[Web page code records]
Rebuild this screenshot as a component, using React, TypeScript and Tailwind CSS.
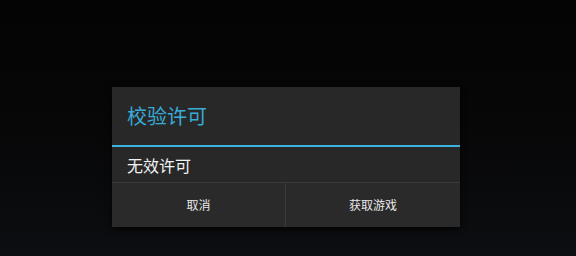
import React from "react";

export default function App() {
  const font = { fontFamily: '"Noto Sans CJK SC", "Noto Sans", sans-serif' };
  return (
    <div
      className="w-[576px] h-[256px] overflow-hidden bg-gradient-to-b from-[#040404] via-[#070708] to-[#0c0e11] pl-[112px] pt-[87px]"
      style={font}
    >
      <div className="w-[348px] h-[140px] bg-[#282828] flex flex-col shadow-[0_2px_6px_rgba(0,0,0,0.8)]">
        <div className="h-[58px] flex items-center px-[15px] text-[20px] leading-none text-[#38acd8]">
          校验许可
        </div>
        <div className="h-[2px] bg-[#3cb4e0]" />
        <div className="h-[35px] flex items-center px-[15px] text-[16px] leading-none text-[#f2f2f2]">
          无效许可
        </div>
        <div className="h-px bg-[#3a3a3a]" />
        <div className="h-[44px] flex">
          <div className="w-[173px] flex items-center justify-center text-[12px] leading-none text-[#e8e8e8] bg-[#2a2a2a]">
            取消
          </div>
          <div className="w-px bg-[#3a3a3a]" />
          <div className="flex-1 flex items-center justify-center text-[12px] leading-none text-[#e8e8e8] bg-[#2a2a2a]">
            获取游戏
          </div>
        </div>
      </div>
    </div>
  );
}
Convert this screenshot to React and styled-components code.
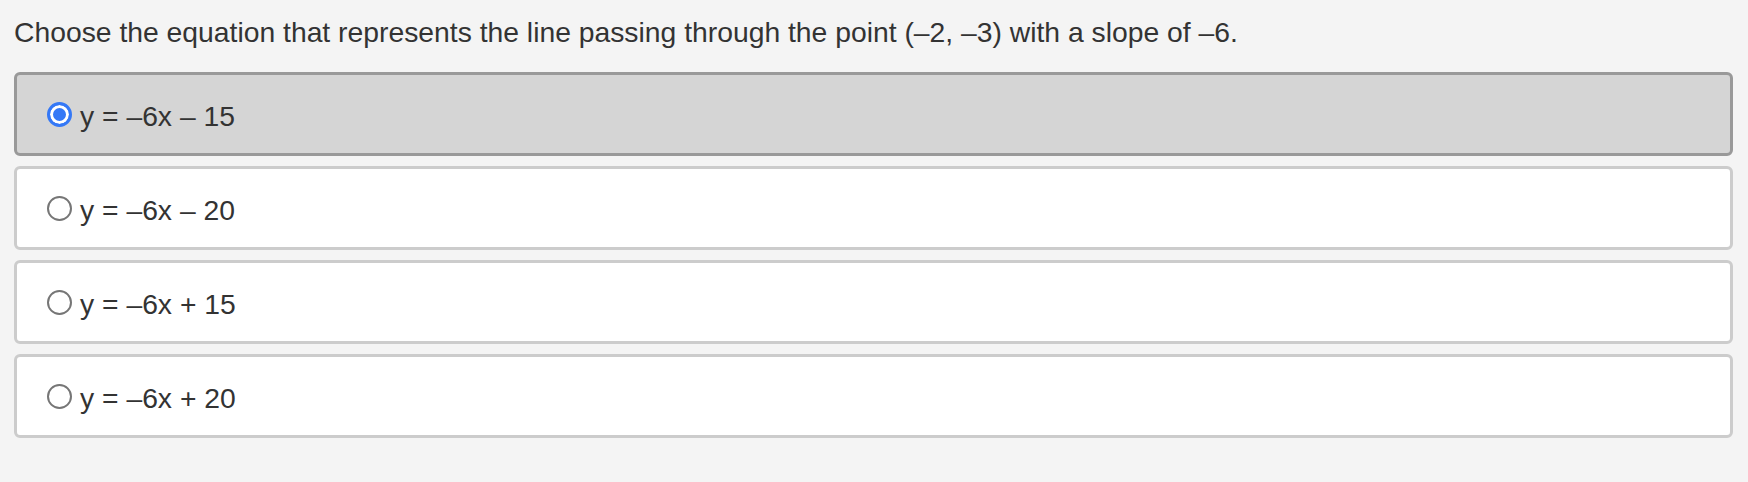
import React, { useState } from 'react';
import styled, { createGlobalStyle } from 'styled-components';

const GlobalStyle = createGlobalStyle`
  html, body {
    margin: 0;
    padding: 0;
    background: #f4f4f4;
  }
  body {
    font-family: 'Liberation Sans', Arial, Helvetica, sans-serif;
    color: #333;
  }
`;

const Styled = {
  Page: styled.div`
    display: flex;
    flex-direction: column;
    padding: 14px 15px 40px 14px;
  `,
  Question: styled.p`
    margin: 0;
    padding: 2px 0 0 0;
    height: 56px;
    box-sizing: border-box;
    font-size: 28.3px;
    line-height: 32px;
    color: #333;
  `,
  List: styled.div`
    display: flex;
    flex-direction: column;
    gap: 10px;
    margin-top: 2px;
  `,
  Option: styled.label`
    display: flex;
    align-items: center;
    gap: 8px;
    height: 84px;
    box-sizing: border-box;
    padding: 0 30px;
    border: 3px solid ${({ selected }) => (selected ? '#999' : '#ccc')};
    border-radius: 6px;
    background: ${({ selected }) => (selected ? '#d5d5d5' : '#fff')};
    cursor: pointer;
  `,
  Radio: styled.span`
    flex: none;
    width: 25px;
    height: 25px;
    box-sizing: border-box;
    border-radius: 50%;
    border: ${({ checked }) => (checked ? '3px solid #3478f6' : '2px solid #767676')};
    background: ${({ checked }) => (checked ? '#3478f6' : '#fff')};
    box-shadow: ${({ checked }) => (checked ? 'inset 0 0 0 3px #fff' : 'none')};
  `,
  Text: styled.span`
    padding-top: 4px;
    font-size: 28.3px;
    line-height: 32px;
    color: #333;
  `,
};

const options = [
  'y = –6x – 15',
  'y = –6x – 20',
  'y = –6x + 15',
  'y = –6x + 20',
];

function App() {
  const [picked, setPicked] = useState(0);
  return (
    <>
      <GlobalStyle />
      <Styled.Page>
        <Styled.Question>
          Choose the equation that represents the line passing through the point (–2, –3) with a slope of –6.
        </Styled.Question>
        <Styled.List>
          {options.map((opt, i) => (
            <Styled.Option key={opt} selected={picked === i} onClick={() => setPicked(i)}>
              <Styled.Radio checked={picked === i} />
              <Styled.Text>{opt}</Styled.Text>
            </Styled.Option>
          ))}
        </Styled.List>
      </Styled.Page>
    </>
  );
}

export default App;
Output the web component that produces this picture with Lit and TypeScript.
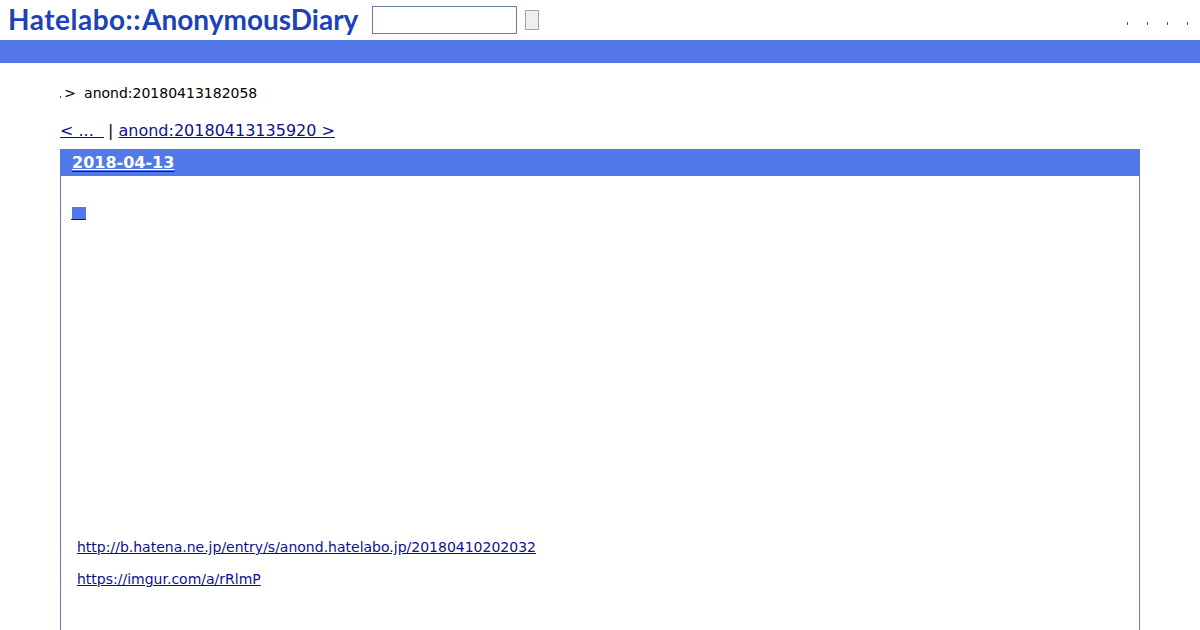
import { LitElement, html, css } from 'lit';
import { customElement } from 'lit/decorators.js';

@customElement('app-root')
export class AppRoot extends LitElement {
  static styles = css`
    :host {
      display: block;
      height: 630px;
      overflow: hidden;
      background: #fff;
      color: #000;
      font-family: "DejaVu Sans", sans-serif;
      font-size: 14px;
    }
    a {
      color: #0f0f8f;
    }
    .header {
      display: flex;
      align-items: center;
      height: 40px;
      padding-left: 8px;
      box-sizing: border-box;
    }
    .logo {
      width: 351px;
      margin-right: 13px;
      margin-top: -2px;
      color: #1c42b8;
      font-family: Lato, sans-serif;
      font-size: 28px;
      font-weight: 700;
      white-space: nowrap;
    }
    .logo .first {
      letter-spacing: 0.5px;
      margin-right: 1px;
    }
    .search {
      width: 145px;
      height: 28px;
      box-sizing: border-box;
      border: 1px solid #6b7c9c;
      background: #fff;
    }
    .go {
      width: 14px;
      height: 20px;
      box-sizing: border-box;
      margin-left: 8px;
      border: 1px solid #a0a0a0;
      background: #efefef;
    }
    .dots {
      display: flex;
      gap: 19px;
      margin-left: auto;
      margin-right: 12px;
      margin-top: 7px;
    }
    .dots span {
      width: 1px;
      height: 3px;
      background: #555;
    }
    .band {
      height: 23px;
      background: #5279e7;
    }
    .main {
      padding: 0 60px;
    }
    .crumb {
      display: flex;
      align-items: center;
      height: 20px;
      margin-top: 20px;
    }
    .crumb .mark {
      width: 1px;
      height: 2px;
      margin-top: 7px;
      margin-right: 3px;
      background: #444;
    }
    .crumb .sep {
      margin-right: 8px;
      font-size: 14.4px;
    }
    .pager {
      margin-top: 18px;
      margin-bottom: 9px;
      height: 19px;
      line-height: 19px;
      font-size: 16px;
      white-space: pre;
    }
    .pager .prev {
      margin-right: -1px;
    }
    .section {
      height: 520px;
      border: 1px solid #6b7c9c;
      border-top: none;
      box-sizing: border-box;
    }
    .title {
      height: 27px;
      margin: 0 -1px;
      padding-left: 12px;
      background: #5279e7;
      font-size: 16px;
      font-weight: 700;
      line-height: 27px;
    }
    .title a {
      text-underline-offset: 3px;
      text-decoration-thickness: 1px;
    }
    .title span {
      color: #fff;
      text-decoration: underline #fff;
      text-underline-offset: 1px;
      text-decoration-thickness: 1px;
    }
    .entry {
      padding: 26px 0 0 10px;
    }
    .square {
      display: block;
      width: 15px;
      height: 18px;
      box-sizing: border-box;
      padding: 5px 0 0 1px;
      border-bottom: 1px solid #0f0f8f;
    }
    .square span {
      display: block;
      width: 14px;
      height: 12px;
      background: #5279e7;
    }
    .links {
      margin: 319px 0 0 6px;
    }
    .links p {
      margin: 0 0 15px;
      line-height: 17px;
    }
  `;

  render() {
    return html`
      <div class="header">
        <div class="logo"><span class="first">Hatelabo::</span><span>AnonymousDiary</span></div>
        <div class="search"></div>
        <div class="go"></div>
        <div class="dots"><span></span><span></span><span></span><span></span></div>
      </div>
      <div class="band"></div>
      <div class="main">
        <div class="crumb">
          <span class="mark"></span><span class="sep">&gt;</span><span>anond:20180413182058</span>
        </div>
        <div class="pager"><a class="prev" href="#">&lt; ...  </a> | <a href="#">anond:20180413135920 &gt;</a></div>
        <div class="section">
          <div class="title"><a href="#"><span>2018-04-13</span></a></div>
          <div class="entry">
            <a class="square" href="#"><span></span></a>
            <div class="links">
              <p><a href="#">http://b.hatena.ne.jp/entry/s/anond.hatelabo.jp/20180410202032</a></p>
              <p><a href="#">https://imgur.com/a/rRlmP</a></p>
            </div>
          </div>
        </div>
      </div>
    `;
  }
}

▸ GIVEN PROBLEM
Exactly reproduce the entries above, minus the pictures.

▸ FULL OUTPUT
Rebuild this screenshot as a component, using React, TypeScript and Tailwind CSS.
import React from "react";

export default function App() {
  const font = { fontFamily: '"Noto Sans CJK SC", "Noto Sans", sans-serif' };
  return (
    <div
      className="w-[576px] h-[256px] overflow-hidden bg-gradient-to-b from-[#040404] via-[#070708] to-[#0c0e11] pl-[112px] pt-[87px]"
      style={font}
    >
      <div className="w-[348px] h-[140px] bg-[#282828] flex flex-col shadow-[0_2px_6px_rgba(0,0,0,0.8)]">
        <div className="h-[58px] flex items-center px-[15px] text-[20px] leading-none text-[#38acd8]">
          校验许可
        </div>
        <div className="h-[2px] bg-[#3cb4e0]" />
        <div className="h-[35px] flex items-center px-[15px] text-[16px] leading-none text-[#f2f2f2]">
          无效许可
        </div>
        <div className="h-px bg-[#3a3a3a]" />
        <div className="h-[44px] flex">
          <div className="w-[173px] flex items-center justify-center text-[12px] leading-none text-[#e8e8e8] bg-[#2a2a2a]">
            取消
          </div>
          <div className="w-px bg-[#3a3a3a]" />
          <div className="flex-1 flex items-center justify-center text-[12px] leading-none text-[#e8e8e8] bg-[#2a2a2a]">
            获取游戏
          </div>
        </div>
      </div>
    </div>
  );
}
Convert this screenshot to React and styled-components code.
import React, { useState } from 'react';
import styled, { createGlobalStyle } from 'styled-components';

const GlobalStyle = createGlobalStyle`
  html, body {
    margin: 0;
    padding: 0;
    background: #f4f4f4;
  }
  body {
    font-family: 'Liberation Sans', Arial, Helvetica, sans-serif;
    color: #333;
  }
`;

const Styled = {
  Page: styled.div`
    display: flex;
    flex-direction: column;
    padding: 14px 15px 40px 14px;
  `,
  Question: styled.p`
    margin: 0;
    padding: 2px 0 0 0;
    height: 56px;
    box-sizing: border-box;
    font-size: 28.3px;
    line-height: 32px;
    color: #333;
  `,
  List: styled.div`
    display: flex;
    flex-direction: column;
    gap: 10px;
    margin-top: 2px;
  `,
  Option: styled.label`
    display: flex;
    align-items: center;
    gap: 8px;
    height: 84px;
    box-sizing: border-box;
    padding: 0 30px;
    border: 3px solid ${({ selected }) => (selected ? '#999' : '#ccc')};
    border-radius: 6px;
    background: ${({ selected }) => (selected ? '#d5d5d5' : '#fff')};
    cursor: pointer;
  `,
  Radio: styled.span`
    flex: none;
    width: 25px;
    height: 25px;
    box-sizing: border-box;
    border-radius: 50%;
    border: ${({ checked }) => (checked ? '3px solid #3478f6' : '2px solid #767676')};
    background: ${({ checked }) => (checked ? '#3478f6' : '#fff')};
    box-shadow: ${({ checked }) => (checked ? 'inset 0 0 0 3px #fff' : 'none')};
  `,
  Text: styled.span`
    padding-top: 4px;
    font-size: 28.3px;
    line-height: 32px;
    color: #333;
  `,
};

const options = [
  'y = –6x – 15',
  'y = –6x – 20',
  'y = –6x + 15',
  'y = –6x + 20',
];

function App() {
  const [picked, setPicked] = useState(0);
  return (
    <>
      <GlobalStyle />
      <Styled.Page>
        <Styled.Question>
          Choose the equation that represents the line passing through the point (–2, –3) with a slope of –6.
        </Styled.Question>
        <Styled.List>
          {options.map((opt, i) => (
            <Styled.Option key={opt} selected={picked === i} onClick={() => setPicked(i)}>
              <Styled.Radio checked={picked === i} />
              <Styled.Text>{opt}</Styled.Text>
            </Styled.Option>
          ))}
        </Styled.List>
      </Styled.Page>
    </>
  );
}

export default App;
Output the web component that produces this picture with Lit and TypeScript.
import { LitElement, html, css } from 'lit';
import { customElement } from 'lit/decorators.js';

@customElement('app-root')
export class AppRoot extends LitElement {
  static styles = css`
    :host {
      display: block;
      height: 630px;
      overflow: hidden;
      background: #fff;
      color: #000;
      font-family: "DejaVu Sans", sans-serif;
      font-size: 14px;
    }
    a {
      color: #0f0f8f;
    }
    .header {
      display: flex;
      align-items: center;
      height: 40px;
      padding-left: 8px;
      box-sizing: border-box;
    }
    .logo {
      width: 351px;
      margin-right: 13px;
      margin-top: -2px;
      color: #1c42b8;
      font-family: Lato, sans-serif;
      font-size: 28px;
      font-weight: 700;
      white-space: nowrap;
    }
    .logo .first {
      letter-spacing: 0.5px;
      margin-right: 1px;
    }
    .search {
      width: 145px;
      height: 28px;
      box-sizing: border-box;
      border: 1px solid #6b7c9c;
      background: #fff;
    }
    .go {
      width: 14px;
      height: 20px;
      box-sizing: border-box;
      margin-left: 8px;
      border: 1px solid #a0a0a0;
      background: #efefef;
    }
    .dots {
      display: flex;
      gap: 19px;
      margin-left: auto;
      margin-right: 12px;
      margin-top: 7px;
    }
    .dots span {
      width: 1px;
      height: 3px;
      background: #555;
    }
    .band {
      height: 23px;
      background: #5279e7;
    }
    .main {
      padding: 0 60px;
    }
    .crumb {
      display: flex;
      align-items: center;
      height: 20px;
      margin-top: 20px;
    }
    .crumb .mark {
      width: 1px;
      height: 2px;
      margin-top: 7px;
      margin-right: 3px;
      background: #444;
    }
    .crumb .sep {
      margin-right: 8px;
      font-size: 14.4px;
    }
    .pager {
      margin-top: 18px;
      margin-bottom: 9px;
      height: 19px;
      line-height: 19px;
      font-size: 16px;
      white-space: pre;
    }
    .pager .prev {
      margin-right: -1px;
    }
    .section {
      height: 520px;
      border: 1px solid #6b7c9c;
      border-top: none;
      box-sizing: border-box;
    }
    .title {
      height: 27px;
      margin: 0 -1px;
      padding-left: 12px;
      background: #5279e7;
      font-size: 16px;
      font-weight: 700;
      line-height: 27px;
    }
    .title a {
      text-underline-offset: 3px;
      text-decoration-thickness: 1px;
    }
    .title span {
      color: #fff;
      text-decoration: underline #fff;
      text-underline-offset: 1px;
      text-decoration-thickness: 1px;
    }
    .entry {
      padding: 26px 0 0 10px;
    }
    .square {
      display: block;
      width: 15px;
      height: 18px;
      box-sizing: border-box;
      padding: 5px 0 0 1px;
      border-bottom: 1px solid #0f0f8f;
    }
    .square span {
      display: block;
      width: 14px;
      height: 12px;
      background: #5279e7;
    }
    .links {
      margin: 319px 0 0 6px;
    }
    .links p {
      margin: 0 0 15px;
      line-height: 17px;
    }
  `;

  render() {
    return html`
      <div class="header">
        <div class="logo"><span class="first">Hatelabo::</span><span>AnonymousDiary</span></div>
        <div class="search"></div>
        <div class="go"></div>
        <div class="dots"><span></span><span></span><span></span><span></span></div>
      </div>
      <div class="band"></div>
      <div class="main">
        <div class="crumb">
          <span class="mark"></span><span class="sep">&gt;</span><span>anond:20180413182058</span>
        </div>
        <div class="pager"><a class="prev" href="#">&lt; ...  </a> | <a href="#">anond:20180413135920 &gt;</a></div>
        <div class="section">
          <div class="title"><a href="#"><span>2018-04-13</span></a></div>
          <div class="entry">
            <a class="square" href="#"><span></span></a>
            <div class="links">
              <p><a href="#">http://b.hatena.ne.jp/entry/s/anond.hatelabo.jp/20180410202032</a></p>
              <p><a href="#">https://imgur.com/a/rRlmP</a></p>
            </div>
          </div>
        </div>
      </div>
    `;
  }
}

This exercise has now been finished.